Nenana basin could hold oil as well as gas
The Nenana Basin west of Fairbanks could hold oil as well as natural gas, officials with the state Division of Geological and Geophysical Survey and Doyon Ltd., which is leading exploration company in the region, told a state legislative committee in Juneau on Jan. 30.
An analysis of source rock samples from the Nunivak No. 1 exploration well drilled in the basin two years ago by Doyon and several partners, along with data from new gravity surveys and coal samples, show the presence of substantial levels of hydrogen, an indicator that oil as well as gas is present in the Nenana Basin.
“This has changed the prospectivity of this basin,” said Bob Swenson, director of the state Division of Geological and Geophysical Surveys.
New data indicates sediments in the basin could be much deeper than previously thought, as deep as 25,000 feet, Swenson said, a depth sufficient for the basin to generate oil.
Jim Mery, vice president of lands for Doyon Ltd., a Fairbanks-based Alaska Native regional corporation leading exploration in the region, said he believes the basin could hold 300 million barrels to 1 billion barrels of recoverable oil, most likely spread across several accumulations.
“We don’t expect these to be giant fields,” he said.
Swenson and Mery spoke before the House Resources Committee in Juneau Jan. 27.
Doyon’s primary interest is gas as a fuel for local markets, Mery said, but the presence of oil as well as gas in the basin means any gas that might be discovered could hold gas liquids like propane, which could be an important fuel for small villages in Interior Alaska.
Doyon holds exploration rights to 515,000 acres of state lands in the area, along with 43,000 acres of its own private lands that are nearby, although those lands are not included in the current exploration program.
The Fairbanks company and several partners drilled a $20 million exploration well in 2009 in the southern part of the basin, and while no commercial discovery was made, the presence of an operating petroleum system in the basin was confirmed, Mery said.
Interpretation of the well information along with new gravity surveys and seismic data that was acquired has now led Doyon to explore in the northern part of the basin, which is now thought to have deeper sediments and better chances for a discovery.
This week Doyon and its partner, independent Rampart Energy of Denver, began a 125-mile two-dimensional seismic survey in the area, the data from which will be used to plan new drilling.
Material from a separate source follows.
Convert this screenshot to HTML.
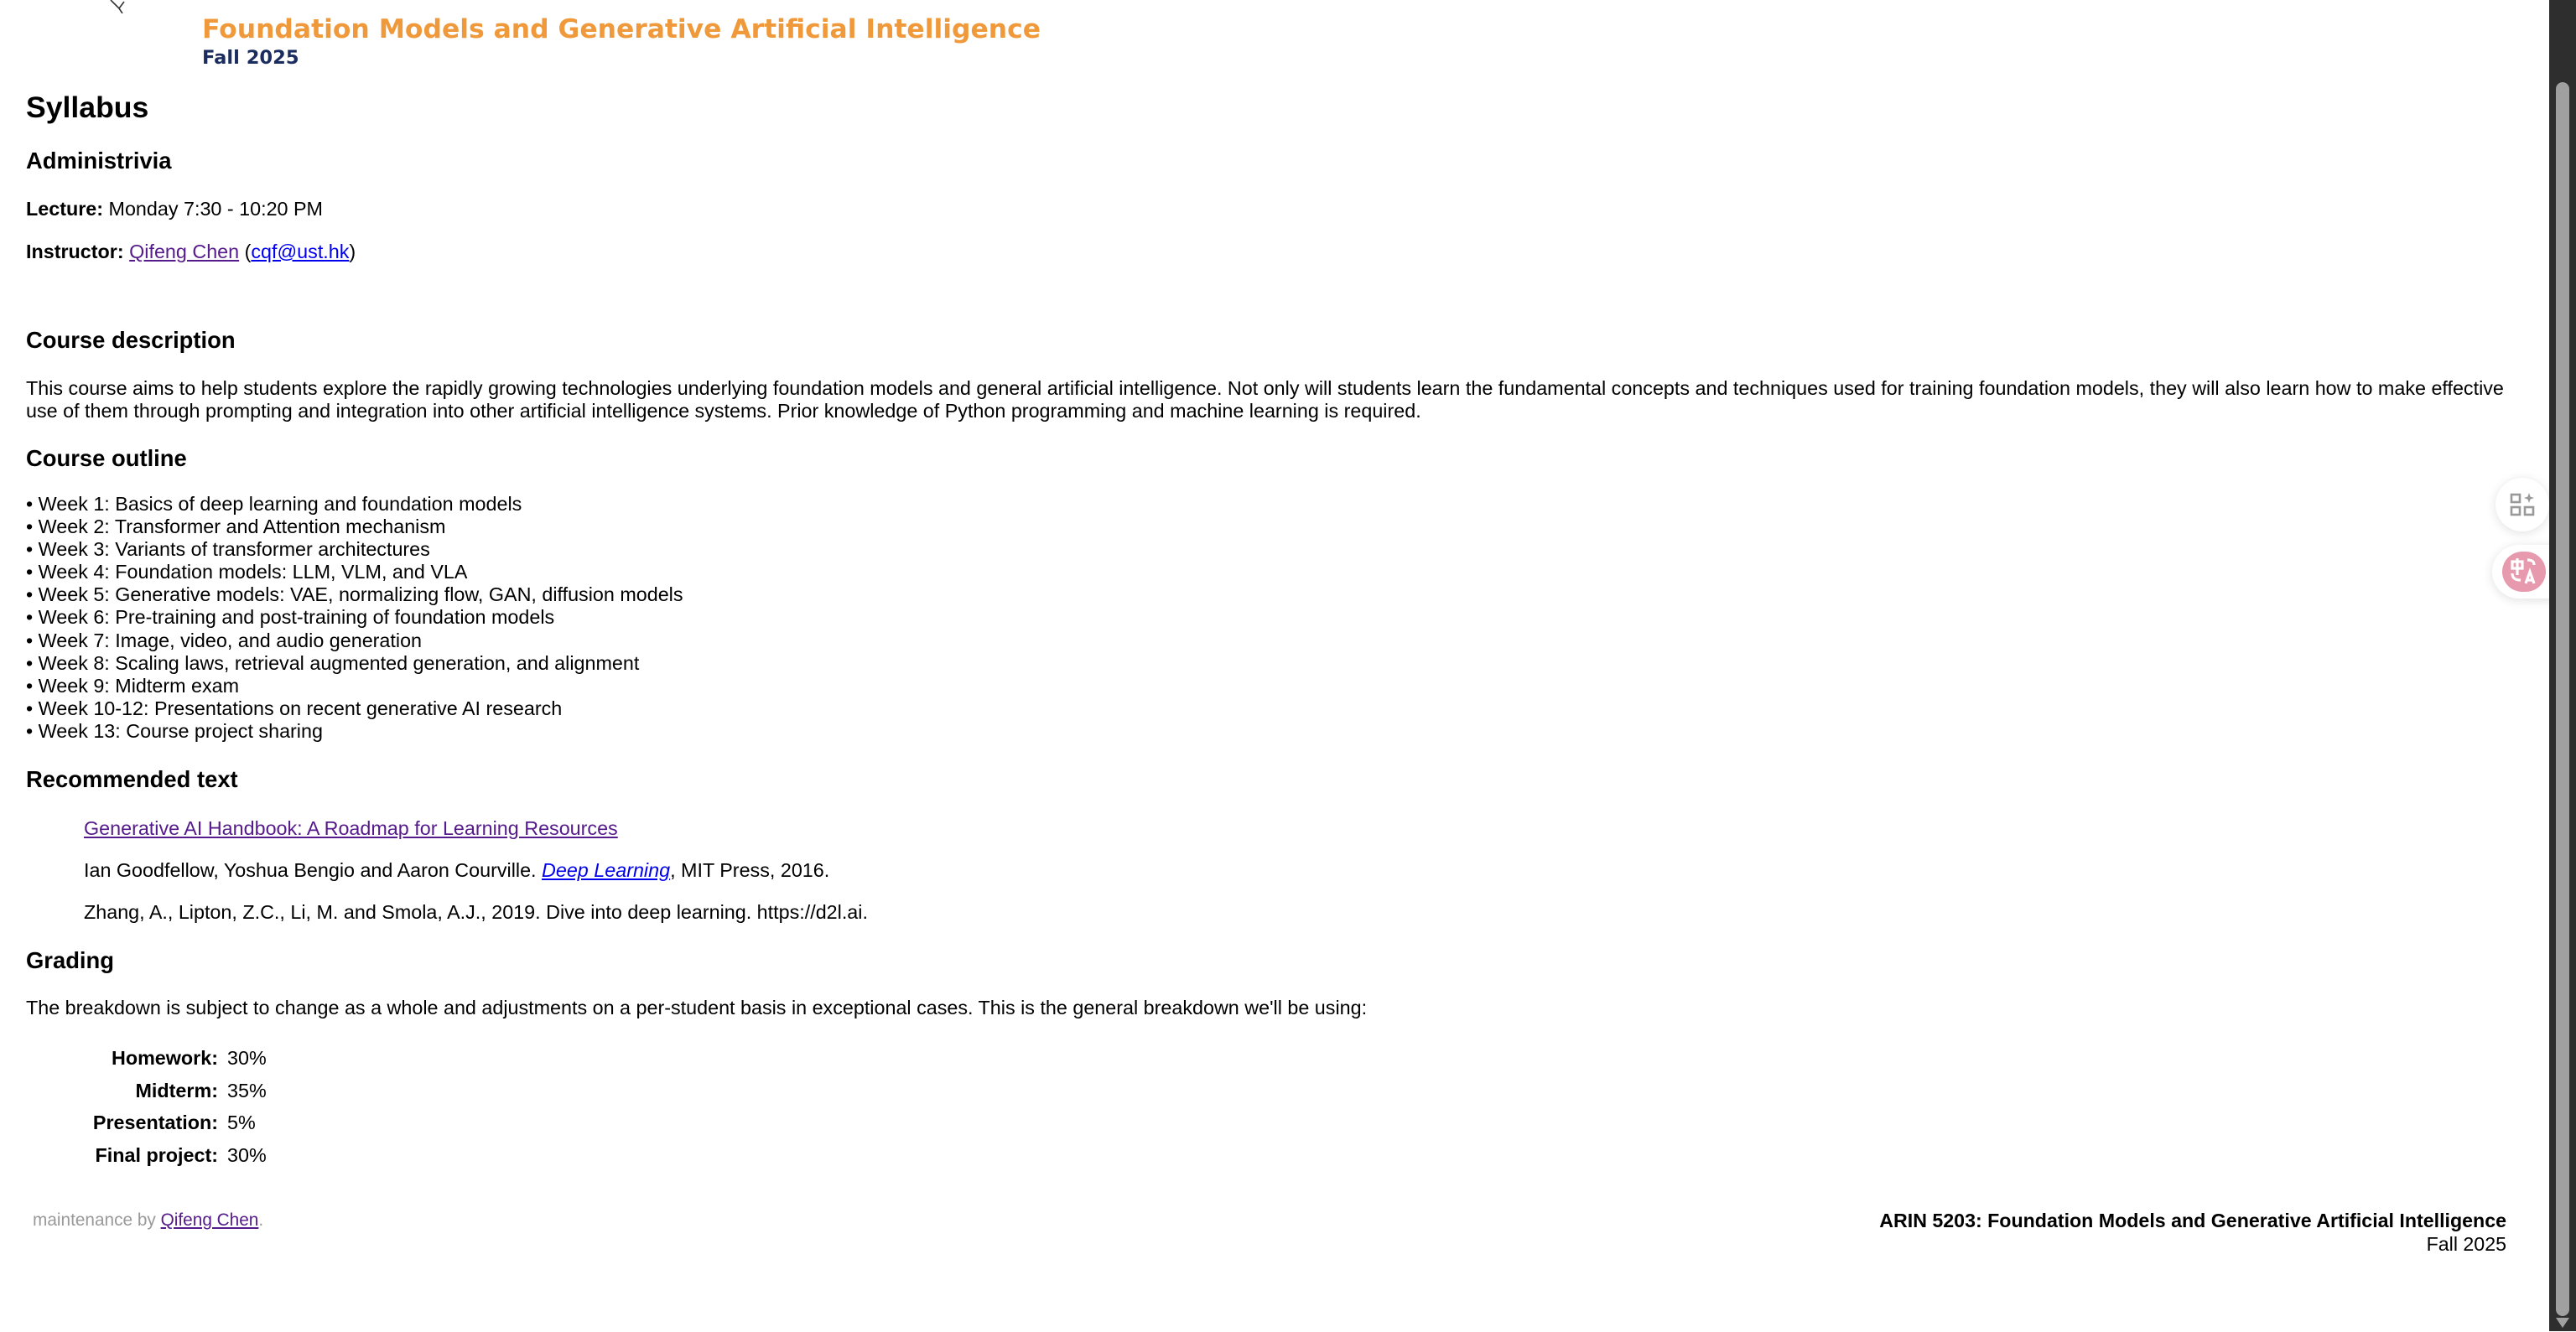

The work will be completed in March, Mery said.
SA Exploration, an Anchorage-based geophysical company, has been contracted to do the work, which will employ 30 to 60 people, Mery said.
Doyon has been engaged in Nenana Basin exploration for 10 years and has had several setbacks, including two changes in state tax laws that scared off potential partners and difficulties in acquiring a drill rig suitable for the well.
Rampart Energy is still a partner but two other partners involved earlier, Usibelli Energy and Arctic Slope Regional Corp., both Alaska firms, are not participating in the latest seismic work.
While the area is very prospective, Mery said there are also commercial challenges. The closest market is Fairbanks, where fuel oil is now used for space heating and power generation, but Doyon’s plans to serve Fairbanks with could be affected by a plan by Golden Valley Electric Association and Flint Hills Resources, operator of a local refinery, to build facilities to truck liquefied natural gas from the North Slope.
However, a longer-range plan for the state to assist construction of a gas pipeline from the North Slope to Southcentral Alaska could provide Doyon with other markets for Nenana Basin gas.